- _AIM_: Copy all the entries below exactly, but not the pictures.

%%

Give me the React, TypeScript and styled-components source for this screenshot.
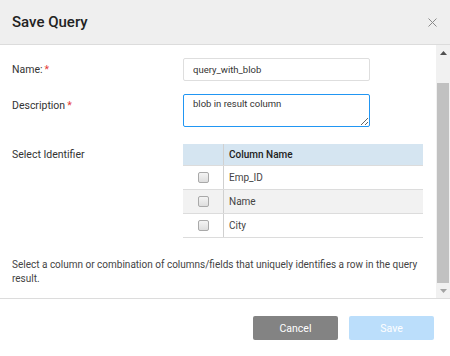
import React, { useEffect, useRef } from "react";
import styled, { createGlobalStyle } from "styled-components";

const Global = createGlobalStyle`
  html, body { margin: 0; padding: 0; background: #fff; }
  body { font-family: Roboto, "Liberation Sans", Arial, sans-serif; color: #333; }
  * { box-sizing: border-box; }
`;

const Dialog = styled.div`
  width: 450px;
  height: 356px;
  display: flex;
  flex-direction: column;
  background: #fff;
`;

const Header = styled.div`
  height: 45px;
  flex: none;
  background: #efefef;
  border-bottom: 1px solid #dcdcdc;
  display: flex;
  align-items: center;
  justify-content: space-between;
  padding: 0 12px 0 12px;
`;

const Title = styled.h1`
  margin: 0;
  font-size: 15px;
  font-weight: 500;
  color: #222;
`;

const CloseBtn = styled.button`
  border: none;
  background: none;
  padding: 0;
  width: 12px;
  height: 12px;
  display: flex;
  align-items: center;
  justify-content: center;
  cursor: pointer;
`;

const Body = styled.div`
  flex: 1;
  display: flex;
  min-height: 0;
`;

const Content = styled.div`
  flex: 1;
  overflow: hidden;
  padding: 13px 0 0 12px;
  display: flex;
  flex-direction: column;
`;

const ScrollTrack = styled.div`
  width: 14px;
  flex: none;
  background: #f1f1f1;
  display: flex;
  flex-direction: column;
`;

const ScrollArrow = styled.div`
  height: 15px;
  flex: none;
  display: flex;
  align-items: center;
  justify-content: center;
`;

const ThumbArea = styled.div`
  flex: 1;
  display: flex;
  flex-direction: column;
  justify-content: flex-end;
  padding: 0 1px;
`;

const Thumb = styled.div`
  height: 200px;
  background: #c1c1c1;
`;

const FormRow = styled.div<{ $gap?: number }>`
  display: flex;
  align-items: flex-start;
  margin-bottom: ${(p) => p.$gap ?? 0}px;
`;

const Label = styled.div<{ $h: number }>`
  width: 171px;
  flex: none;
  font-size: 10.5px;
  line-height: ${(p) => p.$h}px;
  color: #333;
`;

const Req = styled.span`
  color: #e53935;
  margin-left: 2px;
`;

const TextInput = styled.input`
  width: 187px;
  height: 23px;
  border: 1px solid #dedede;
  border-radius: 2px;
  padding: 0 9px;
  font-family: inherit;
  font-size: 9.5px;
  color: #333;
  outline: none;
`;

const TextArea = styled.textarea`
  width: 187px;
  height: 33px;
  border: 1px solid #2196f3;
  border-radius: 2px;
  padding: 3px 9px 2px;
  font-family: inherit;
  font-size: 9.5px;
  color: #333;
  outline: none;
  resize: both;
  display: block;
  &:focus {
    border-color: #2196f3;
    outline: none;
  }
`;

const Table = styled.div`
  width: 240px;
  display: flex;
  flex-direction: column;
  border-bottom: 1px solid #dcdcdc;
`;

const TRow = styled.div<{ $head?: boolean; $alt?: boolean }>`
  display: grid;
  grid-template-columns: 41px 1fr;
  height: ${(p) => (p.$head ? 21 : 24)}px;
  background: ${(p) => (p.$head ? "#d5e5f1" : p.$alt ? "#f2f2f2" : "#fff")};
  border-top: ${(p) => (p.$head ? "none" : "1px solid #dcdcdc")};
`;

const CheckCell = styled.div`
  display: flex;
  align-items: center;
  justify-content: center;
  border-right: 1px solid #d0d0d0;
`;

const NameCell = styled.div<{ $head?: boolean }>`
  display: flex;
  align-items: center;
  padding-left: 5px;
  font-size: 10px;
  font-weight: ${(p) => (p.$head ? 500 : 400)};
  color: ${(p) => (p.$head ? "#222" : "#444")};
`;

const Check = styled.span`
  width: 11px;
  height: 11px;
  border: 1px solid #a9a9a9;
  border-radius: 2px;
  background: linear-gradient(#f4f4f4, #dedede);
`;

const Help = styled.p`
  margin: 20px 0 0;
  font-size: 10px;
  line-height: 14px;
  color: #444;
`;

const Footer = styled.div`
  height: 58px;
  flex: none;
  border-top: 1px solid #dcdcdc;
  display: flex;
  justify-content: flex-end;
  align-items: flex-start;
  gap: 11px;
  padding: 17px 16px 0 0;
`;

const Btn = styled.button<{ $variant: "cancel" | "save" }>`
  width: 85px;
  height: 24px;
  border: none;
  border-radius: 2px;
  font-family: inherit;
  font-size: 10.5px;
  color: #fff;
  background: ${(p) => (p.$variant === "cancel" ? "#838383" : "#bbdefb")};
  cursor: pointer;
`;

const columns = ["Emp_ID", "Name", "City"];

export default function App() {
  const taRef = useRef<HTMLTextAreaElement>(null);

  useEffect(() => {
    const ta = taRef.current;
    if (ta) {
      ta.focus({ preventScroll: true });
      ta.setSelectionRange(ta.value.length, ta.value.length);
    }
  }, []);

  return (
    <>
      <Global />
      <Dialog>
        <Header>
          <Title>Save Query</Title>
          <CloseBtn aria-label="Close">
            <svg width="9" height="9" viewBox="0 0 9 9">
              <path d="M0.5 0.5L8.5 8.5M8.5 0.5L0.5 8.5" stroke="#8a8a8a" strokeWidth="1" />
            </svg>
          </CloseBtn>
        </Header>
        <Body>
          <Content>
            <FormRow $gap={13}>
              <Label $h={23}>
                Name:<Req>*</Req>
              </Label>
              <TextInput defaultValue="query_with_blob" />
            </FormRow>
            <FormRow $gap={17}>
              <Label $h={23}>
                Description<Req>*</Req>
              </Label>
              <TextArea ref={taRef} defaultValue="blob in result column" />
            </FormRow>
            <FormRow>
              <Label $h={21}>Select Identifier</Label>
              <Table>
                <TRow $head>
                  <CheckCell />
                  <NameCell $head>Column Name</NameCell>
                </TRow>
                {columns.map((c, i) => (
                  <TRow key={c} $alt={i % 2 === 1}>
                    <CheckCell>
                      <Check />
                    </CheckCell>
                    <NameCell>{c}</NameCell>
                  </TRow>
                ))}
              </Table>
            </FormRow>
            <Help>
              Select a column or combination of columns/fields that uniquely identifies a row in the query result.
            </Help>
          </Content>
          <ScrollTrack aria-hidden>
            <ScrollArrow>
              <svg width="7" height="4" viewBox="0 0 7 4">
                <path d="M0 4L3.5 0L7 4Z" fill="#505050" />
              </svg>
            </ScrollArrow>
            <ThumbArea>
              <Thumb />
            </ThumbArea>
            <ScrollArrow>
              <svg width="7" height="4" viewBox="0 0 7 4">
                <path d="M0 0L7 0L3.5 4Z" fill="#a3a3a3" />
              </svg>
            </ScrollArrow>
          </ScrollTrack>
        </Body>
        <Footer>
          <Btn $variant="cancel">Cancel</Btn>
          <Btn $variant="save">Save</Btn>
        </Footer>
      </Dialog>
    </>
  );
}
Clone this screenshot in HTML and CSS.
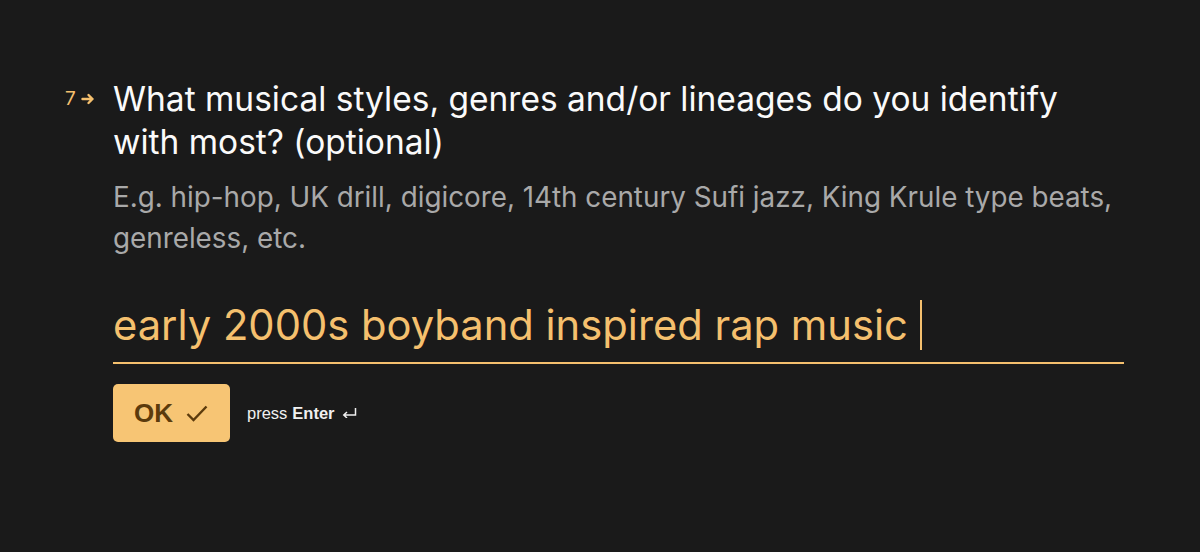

%%

- _ANSWER TO THIS TASK_:
Give me the React, TypeScript and styled-components source for this screenshot.
import React, { useEffect, useRef } from "react";
import styled, { createGlobalStyle } from "styled-components";

const Global = createGlobalStyle`
  html, body { margin: 0; padding: 0; background: #fff; }
  body { font-family: Roboto, "Liberation Sans", Arial, sans-serif; color: #333; }
  * { box-sizing: border-box; }
`;

const Dialog = styled.div`
  width: 450px;
  height: 356px;
  display: flex;
  flex-direction: column;
  background: #fff;
`;

const Header = styled.div`
  height: 45px;
  flex: none;
  background: #efefef;
  border-bottom: 1px solid #dcdcdc;
  display: flex;
  align-items: center;
  justify-content: space-between;
  padding: 0 12px 0 12px;
`;

const Title = styled.h1`
  margin: 0;
  font-size: 15px;
  font-weight: 500;
  color: #222;
`;

const CloseBtn = styled.button`
  border: none;
  background: none;
  padding: 0;
  width: 12px;
  height: 12px;
  display: flex;
  align-items: center;
  justify-content: center;
  cursor: pointer;
`;

const Body = styled.div`
  flex: 1;
  display: flex;
  min-height: 0;
`;

const Content = styled.div`
  flex: 1;
  overflow: hidden;
  padding: 13px 0 0 12px;
  display: flex;
  flex-direction: column;
`;

const ScrollTrack = styled.div`
  width: 14px;
  flex: none;
  background: #f1f1f1;
  display: flex;
  flex-direction: column;
`;

const ScrollArrow = styled.div`
  height: 15px;
  flex: none;
  display: flex;
  align-items: center;
  justify-content: center;
`;

const ThumbArea = styled.div`
  flex: 1;
  display: flex;
  flex-direction: column;
  justify-content: flex-end;
  padding: 0 1px;
`;

const Thumb = styled.div`
  height: 200px;
  background: #c1c1c1;
`;

const FormRow = styled.div<{ $gap?: number }>`
  display: flex;
  align-items: flex-start;
  margin-bottom: ${(p) => p.$gap ?? 0}px;
`;

const Label = styled.div<{ $h: number }>`
  width: 171px;
  flex: none;
  font-size: 10.5px;
  line-height: ${(p) => p.$h}px;
  color: #333;
`;

const Req = styled.span`
  color: #e53935;
  margin-left: 2px;
`;

const TextInput = styled.input`
  width: 187px;
  height: 23px;
  border: 1px solid #dedede;
  border-radius: 2px;
  padding: 0 9px;
  font-family: inherit;
  font-size: 9.5px;
  color: #333;
  outline: none;
`;

const TextArea = styled.textarea`
  width: 187px;
  height: 33px;
  border: 1px solid #2196f3;
  border-radius: 2px;
  padding: 3px 9px 2px;
  font-family: inherit;
  font-size: 9.5px;
  color: #333;
  outline: none;
  resize: both;
  display: block;
  &:focus {
    border-color: #2196f3;
    outline: none;
  }
`;

const Table = styled.div`
  width: 240px;
  display: flex;
  flex-direction: column;
  border-bottom: 1px solid #dcdcdc;
`;

const TRow = styled.div<{ $head?: boolean; $alt?: boolean }>`
  display: grid;
  grid-template-columns: 41px 1fr;
  height: ${(p) => (p.$head ? 21 : 24)}px;
  background: ${(p) => (p.$head ? "#d5e5f1" : p.$alt ? "#f2f2f2" : "#fff")};
  border-top: ${(p) => (p.$head ? "none" : "1px solid #dcdcdc")};
`;

const CheckCell = styled.div`
  display: flex;
  align-items: center;
  justify-content: center;
  border-right: 1px solid #d0d0d0;
`;

const NameCell = styled.div<{ $head?: boolean }>`
  display: flex;
  align-items: center;
  padding-left: 5px;
  font-size: 10px;
  font-weight: ${(p) => (p.$head ? 500 : 400)};
  color: ${(p) => (p.$head ? "#222" : "#444")};
`;

const Check = styled.span`
  width: 11px;
  height: 11px;
  border: 1px solid #a9a9a9;
  border-radius: 2px;
  background: linear-gradient(#f4f4f4, #dedede);
`;

const Help = styled.p`
  margin: 20px 0 0;
  font-size: 10px;
  line-height: 14px;
  color: #444;
`;

const Footer = styled.div`
  height: 58px;
  flex: none;
  border-top: 1px solid #dcdcdc;
  display: flex;
  justify-content: flex-end;
  align-items: flex-start;
  gap: 11px;
  padding: 17px 16px 0 0;
`;

const Btn = styled.button<{ $variant: "cancel" | "save" }>`
  width: 85px;
  height: 24px;
  border: none;
  border-radius: 2px;
  font-family: inherit;
  font-size: 10.5px;
  color: #fff;
  background: ${(p) => (p.$variant === "cancel" ? "#838383" : "#bbdefb")};
  cursor: pointer;
`;

const columns = ["Emp_ID", "Name", "City"];

export default function App() {
  const taRef = useRef<HTMLTextAreaElement>(null);

  useEffect(() => {
    const ta = taRef.current;
    if (ta) {
      ta.focus({ preventScroll: true });
      ta.setSelectionRange(ta.value.length, ta.value.length);
    }
  }, []);

  return (
    <>
      <Global />
      <Dialog>
        <Header>
          <Title>Save Query</Title>
          <CloseBtn aria-label="Close">
            <svg width="9" height="9" viewBox="0 0 9 9">
              <path d="M0.5 0.5L8.5 8.5M8.5 0.5L0.5 8.5" stroke="#8a8a8a" strokeWidth="1" />
            </svg>
          </CloseBtn>
        </Header>
        <Body>
          <Content>
            <FormRow $gap={13}>
              <Label $h={23}>
                Name:<Req>*</Req>
              </Label>
              <TextInput defaultValue="query_with_blob" />
            </FormRow>
            <FormRow $gap={17}>
              <Label $h={23}>
                Description<Req>*</Req>
              </Label>
              <TextArea ref={taRef} defaultValue="blob in result column" />
            </FormRow>
            <FormRow>
              <Label $h={21}>Select Identifier</Label>
              <Table>
                <TRow $head>
                  <CheckCell />
                  <NameCell $head>Column Name</NameCell>
                </TRow>
                {columns.map((c, i) => (
                  <TRow key={c} $alt={i % 2 === 1}>
                    <CheckCell>
                      <Check />
                    </CheckCell>
                    <NameCell>{c}</NameCell>
                  </TRow>
                ))}
              </Table>
            </FormRow>
            <Help>
              Select a column or combination of columns/fields that uniquely identifies a row in the query result.
            </Help>
          </Content>
          <ScrollTrack aria-hidden>
            <ScrollArrow>
              <svg width="7" height="4" viewBox="0 0 7 4">
                <path d="M0 4L3.5 0L7 4Z" fill="#505050" />
              </svg>
            </ScrollArrow>
            <ThumbArea>
              <Thumb />
            </ThumbArea>
            <ScrollArrow>
              <svg width="7" height="4" viewBox="0 0 7 4">
                <path d="M0 0L7 0L3.5 4Z" fill="#a3a3a3" />
              </svg>
            </ScrollArrow>
          </ScrollTrack>
        </Body>
        <Footer>
          <Btn $variant="cancel">Cancel</Btn>
          <Btn $variant="save">Save</Btn>
        </Footer>
      </Dialog>
    </>
  );
}
Clone this screenshot in HTML and CSS.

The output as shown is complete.